La solitude empêchée
Nous commençons la traversée du désert par nous éloigner de toute contrée connue. Perrin nous défend de réduire, comme l’a fait la philosophie jusqu’à ce jour, la solitude à la retraite du solitaire ou au solipsisme. Alors que le « solitarisme »[10] objective la solitude au point de la penser du dehors, ou encore mieux comme un dehors, le solipsisme la subjective à l’excès. La pertinence de cette première étape réside principalement, selon nous, dans les distinctions conceptuelles qu’elle établit.
Le solitarisme est pensé à partir de Pétrarque que Perrin présente comme « adepte connu et reconnu de la solitude » ainsi que « l’un des théoriciens les plus illustres de la vie solitaire »[11]. Pour Pétrarque, la solitude est à la fois un mode de vie – il s’isole méditant les paroles d’Augustin : « Les hommes admirent la hauteur des montagnes, l’agitation des flots de la mer, le cours des fleuves, la vaste étendue de l’océan, le mouvement des astres, mais ils ne pensent pas à eux-mêmes et ne s’en émerveillent point »[12] – et l’objet d’une étude que l’on retrouve dans le De vita solitaria et le De otio religiosio.
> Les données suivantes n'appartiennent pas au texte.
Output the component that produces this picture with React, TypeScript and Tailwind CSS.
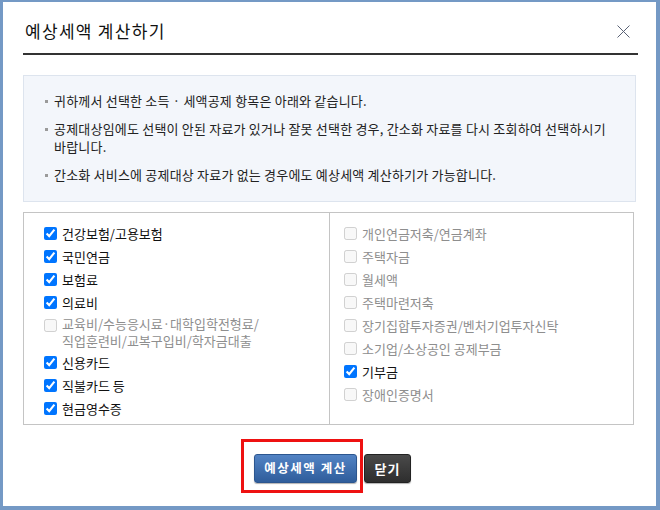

Cependant, la retraite du solitaire n’est pas la solitude. Perrin nous invite à distinguer la désolation, l’isolement et la solitude. La désolation, qui provient du latin « desolare », signifie laisser seul, ravager, ruiner. Le désolé est délaissé. Or, Perrin remarque que l’on peut être seul sans être délaissé et être délaissé sans être seul. La désolation n’est donc pas la solitude. Il en est de même pour l’isolement. Perrin nous invite à une précision supplémentaire en distinguant l’isolement de l’isolation. L’isolement désigne l’état de celui qui est isolé quelles que soient les raisons de cet isolement. Le terme d’isolation, qui vient de l’italien « isolato » signifiant séparé comme une île, précise que la personne est réduite à la solitude parce qu’elle est privée de soutien et d’appui. Or, Perrin souligne à nouveau que nous pouvons être seuls sans être isolés et être isolés sans être seuls. Que faut-il dès lors comprendre par « être seul » ? Perrin retient deux sens qui nous semblent particulièrement pertinents. D’une part, la solitude peut s’entendre comme un état physique, elle désigne alors la situation d’une personne qui de fait est seule, quels que soient le motif et la durée. D’autre part, elle renvoie à un état psychique, celui du sentiment éprouvé par celui qui se sent seul. Nous pouvons nous demander si cette polysémie n’introduit pas une ambiguïté dans le concept de solitude. Elle permet au contraire, pour Perrin, de révéler l’ambivalence des réalités auxquelles peut renvoyer la solitude. Nous semblons tenir ainsi l’unité d’un concept, qui admet des variations, dont l’isolement et l’esseulement sont celles que la tradition a particulièrement pensées.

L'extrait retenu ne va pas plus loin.